Boca Raton:  Analysts who follow the two largest US futures marts are braced for word within days that CME Group has finalised terms of a deal to swallow New York Mercantile Exchange parent Nymex Holdings.

"Most people feel pretty comfortable that it will go through," Daniel Harris, analyst at Goldman Sachs, said while speaking on a panel at the Futures Industry Association meeting . "The deal is probably moving on the path toward an announcement."

The companies had set today as the deadline for an exclusive negotiating period. That has heightened prospects for an announcement early this week, if not before.

A deal would need approval from the US Department of Justice (DoJ), which recently has shown some queasiness about CME Group's commanding position in the futures industry. CME Group was formed in 2007 by the merger of the Chicago Mercantile Exchange and Chicago Board of Trade.

Opportunities

It dominates trading in financial futures, grains and livestock. The acquisition of Nymex would add energy and precious metals contracts to the mix.

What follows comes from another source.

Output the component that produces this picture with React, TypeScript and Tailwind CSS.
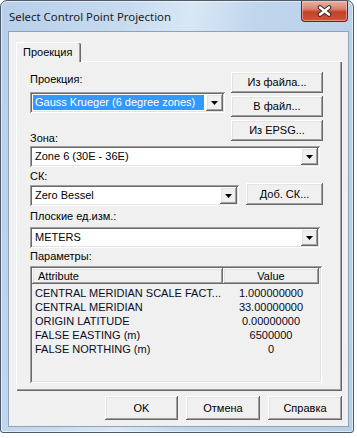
import React from "react";

const raised =
  "shadow-[inset_-1px_-1px_#696969,inset_1px_1px_#ffffff,inset_-2px_-2px_#a0a0a0,inset_2px_2px_#e3e3e3]";
const sunken =
  "shadow-[inset_1px_1px_#a0a0a0,inset_-1px_-1px_#ffffff,inset_2px_2px_#696969,inset_-2px_-2px_#e3e3e3]";

const Button = ({ label, className = "" }: { label: string; className?: string }) => (
  <div
    className={`flex items-center justify-center bg-[#f0f0f0] text-[11px] leading-[13px] text-black ${raised} ${className}`}
  >
    {label}
  </div>
);

const Combo = ({
  value,
  width,
  selected = false,
}: {
  value: string;
  width: string;
  selected?: boolean;
}) => (
  <div className={`relative flex h-[21px] items-stretch bg-white p-[2px] ${sunken} ${width}`}>
    <div className="flex flex-1 items-center py-[1px] pl-[1px] pr-[2px]">
      <span
        className={`flex h-full flex-1 items-center pl-[2px] text-[11px] ${
          selected ? "bg-[#3399ff] text-white" : "text-black"
        }`}
      >
        {value}
      </span>
    </div>
    <div className={`flex w-[17px] items-center justify-center bg-[#f0f0f0] ${raised}`}>
      <svg width="7" height="4" viewBox="0 0 7 4">
        <path d="M0 0h7L3.5 4z" fill="#000" />
      </svg>
    </div>
  </div>
);

const Label = ({ text, className = "" }: { text: string; className?: string }) => (
  <div className={`h-[13px] text-[11px] leading-[13px] text-black ${className}`}>{text}</div>
);

const params = [
  ["CENTRAL MERIDIAN SCALE FACT...", "1.000000000"],
  ["CENTRAL MERIDIAN", "33.00000000"],
  ["ORIGIN LATITUDE", "0.00000000"],
  ["FALSE EASTING (m)", "6500000"],
  ["FALSE NORTHING (m)", "0"],
];

export default function App() {
  return (
    <div className="h-[438px] w-[357px] overflow-hidden bg-white font-['Liberation_Sans',Arial,sans-serif]">
      <div className="flex h-[433px] w-[354px] flex-col rounded-t-[7px] rounded-b-[3px] border border-[#4d5a6a] bg-[linear-gradient(100deg,#b7cfe9_0%,#c7dbf0_30%,#d9e7f5_45%,#c0d6ed_60%,#b6cee8_100%)] pb-[5px] pl-[7px] pr-[4px] shadow-[inset_0_0_0_1px_rgba(255,255,255,0.55)]">
        {/* title bar */}
        <div className="flex h-[30px] items-start">
          <div className="pl-[1px] pt-[8px] font-['Noto_Sans',sans-serif] text-[11.4px] leading-[16px] text-[#1b1b1b]">
            Select Control Point Projection
          </div>
          <div className="ml-auto mr-[1px] flex h-[21px] w-[47px] items-center justify-center rounded-b-[4px] border border-t-0 border-[#6b2418] bg-[linear-gradient(180deg,#eab0a3_0%,#d98470_40%,#c4402a_55%,#d2533a_100%)] shadow-[inset_0_0_0_1px_rgba(255,210,200,0.5)]">
            <svg width="15" height="12" viewBox="0 0 15 12">
              <path d="M3 2.5 L12 9.5 M12 2.5 L3 9.5" stroke="#3a2a28" strokeWidth="4.6" strokeLinecap="round" />
              <path d="M3 2.5 L12 9.5 M12 2.5 L3 9.5" stroke="#ffffff" strokeWidth="2.6" strokeLinecap="round" />
            </svg>
          </div>
        </div>

        {/* client area */}
        <div className="flex flex-1 flex-col border border-[#8ea2b8] bg-[#f0f0f0] pl-[7px] pr-[6px] pt-[10px]">
          {/* tab */}
          <div className="relative z-10 -mb-[1px] flex h-[20px] w-[65px] items-center rounded-t-[2px] border-l border-t border-white bg-[#f0f0f0] pl-[6px] text-[11px] text-black shadow-[inset_-1px_0_#696969,inset_-2px_0_#a0a0a0]">
            Проекция
          </div>
          {/* panel */}
          <div className="flex h-[330px] w-[326px] flex-col border-l border-t border-white bg-[#f0f0f0] pl-[13px] pt-[10px] shadow-[inset_-1px_-1px_#696969,inset_-2px_-2px_#a0a0a0]">
            <div className="flex items-start">
              <div className="flex w-[195px] flex-col">
                <Label text="Проекция:" className="mt-[1px]" />
                <div className="mt-[6px]">
                  <Combo value="Gauss Krueger (6 degree zones)" width="w-[195px]" selected />
                </div>
                <Label text="Зона:" className="mt-[19px]" />
              </div>
              <div className="ml-[6px] flex w-[92px] flex-col gap-[3px]">
                <Button label="Из файла..." className="h-[21px]" />
                <Button label="В файл..." className="h-[21px]" />
                <Button label="Из EPSG..." className="h-[21px]" />
              </div>
            </div>
            <div className="mt-[1px]">
              <Combo value="Zone 6 (30E - 36E)" width="w-[290px]" />
            </div>
            <Label text="СК:" className="mt-[3px]" />
            <div className="flex items-start">
              <div className="mt-[2px]">
                <Combo value="Zero Bessel" width="w-[209px]" />
              </div>
              <Button label="Доб. СК..." className="ml-[7px] h-[22px] w-[77px]" />
            </div>
            <Label text="Плоские ед.изм.:" className="mt-[4px]" />
            <div className="mt-[4px]">
              <Combo value="METERS" width="w-[290px]" />
            </div>
            <Label text="Параметры:" className="mt-[2px]" />
            {/* list view */}
            <div className={`mt-[3px] flex h-[117px] w-[292px] flex-col bg-[#f0f0f0] p-[2px] ${sunken}`}>
              <div className="flex h-[16px] text-[11px] leading-[16px] text-black">
                <div className={`w-[191px] bg-[#f0f0f0] pl-[6px] ${raised}`}>Attribute</div>
                <div className={`w-[96px] bg-[#f0f0f0] text-center ${raised}`}>Value</div>
              </div>
              <div className="flex flex-col pt-[2px]">
                {params.map(([name, value]) => (
                  <div key={name} className="flex h-[14px] items-center text-[11px] leading-[14px] text-[#0a0a1e]">
                    <div className="w-[191px] whitespace-nowrap pl-[3px]">{name}</div>
                    <div className="w-[96px] text-center">{value}</div>
                  </div>
                ))}
              </div>
            </div>
          </div>
          {/* dialog buttons */}
          <div className="mt-[5px] flex w-[326px] justify-end gap-[8px]">
            <Button label="OK" className="h-[24px] w-[73px]" />
            <Button label="Отмена" className="h-[24px] w-[74px]" />
            <Button label="Справка" className="h-[24px] w-[74px]" />
          </div>
        </div>
      </div>
    </div>
  );
}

In February, the DoJ called for a shake-up in financial futures exchanges, including an end to exchanges owning or controlling the lucrative business of clearing trades.

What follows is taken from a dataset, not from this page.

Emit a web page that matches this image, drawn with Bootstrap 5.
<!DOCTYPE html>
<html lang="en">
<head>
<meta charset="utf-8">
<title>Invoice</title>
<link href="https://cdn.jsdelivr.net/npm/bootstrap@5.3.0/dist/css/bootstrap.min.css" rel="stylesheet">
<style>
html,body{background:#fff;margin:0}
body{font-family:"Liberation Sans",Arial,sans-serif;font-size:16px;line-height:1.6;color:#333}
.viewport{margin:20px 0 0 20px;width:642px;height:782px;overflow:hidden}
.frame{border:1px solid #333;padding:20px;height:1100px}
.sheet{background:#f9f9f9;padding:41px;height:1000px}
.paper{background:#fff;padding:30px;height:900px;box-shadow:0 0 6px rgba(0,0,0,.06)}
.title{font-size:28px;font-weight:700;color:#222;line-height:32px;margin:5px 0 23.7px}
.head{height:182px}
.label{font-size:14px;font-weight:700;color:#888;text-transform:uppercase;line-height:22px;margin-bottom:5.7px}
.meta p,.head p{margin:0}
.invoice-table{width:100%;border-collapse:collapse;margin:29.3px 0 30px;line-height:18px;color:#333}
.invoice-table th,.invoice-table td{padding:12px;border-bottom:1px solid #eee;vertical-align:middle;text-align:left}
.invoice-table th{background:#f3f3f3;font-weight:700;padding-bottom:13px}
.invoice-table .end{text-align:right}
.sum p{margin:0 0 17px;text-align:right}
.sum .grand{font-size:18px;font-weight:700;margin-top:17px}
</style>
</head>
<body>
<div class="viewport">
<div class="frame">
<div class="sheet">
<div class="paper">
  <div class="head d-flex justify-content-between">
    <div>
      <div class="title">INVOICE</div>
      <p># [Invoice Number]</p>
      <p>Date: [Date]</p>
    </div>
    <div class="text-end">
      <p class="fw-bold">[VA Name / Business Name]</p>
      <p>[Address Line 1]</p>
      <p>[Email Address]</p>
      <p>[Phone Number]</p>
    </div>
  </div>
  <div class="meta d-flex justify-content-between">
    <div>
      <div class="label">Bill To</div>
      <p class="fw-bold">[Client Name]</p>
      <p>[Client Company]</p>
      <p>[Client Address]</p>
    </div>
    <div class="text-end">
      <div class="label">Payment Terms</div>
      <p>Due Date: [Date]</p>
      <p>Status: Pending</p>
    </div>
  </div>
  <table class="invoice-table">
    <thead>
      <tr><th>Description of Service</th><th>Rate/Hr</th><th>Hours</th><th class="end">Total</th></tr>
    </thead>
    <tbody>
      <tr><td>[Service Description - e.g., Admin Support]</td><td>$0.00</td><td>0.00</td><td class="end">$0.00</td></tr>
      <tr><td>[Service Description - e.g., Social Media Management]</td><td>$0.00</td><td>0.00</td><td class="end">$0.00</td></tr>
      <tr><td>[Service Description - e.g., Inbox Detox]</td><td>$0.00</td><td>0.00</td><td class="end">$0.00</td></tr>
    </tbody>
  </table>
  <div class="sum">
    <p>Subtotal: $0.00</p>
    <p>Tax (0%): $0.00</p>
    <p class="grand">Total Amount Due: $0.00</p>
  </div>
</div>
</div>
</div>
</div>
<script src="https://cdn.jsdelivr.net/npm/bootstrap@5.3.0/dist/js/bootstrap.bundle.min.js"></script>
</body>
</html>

Now, the agency could be asked to rule on a deal that would push CME's market share in the US futures and options on futures business to more than 95 per cent.

"Until there's the stamp of approval, there are always some question marks," said analyst Howard Chen of Credit Suisse Securities. "But in general most people believe the deal is going to happen."

One trading firm official said DoJ seems "frustrated" by CME's huge market share - but within standard antitrust parameters had no reason to turn down the CBOT deal, and probably none to reject a NYMEX deal either.

Unlike the CME-CBOT deal, which faced last-minute competition from InterContinental Exchange, industry watchers guess there is probably no alternative buyer lurking for Nymex.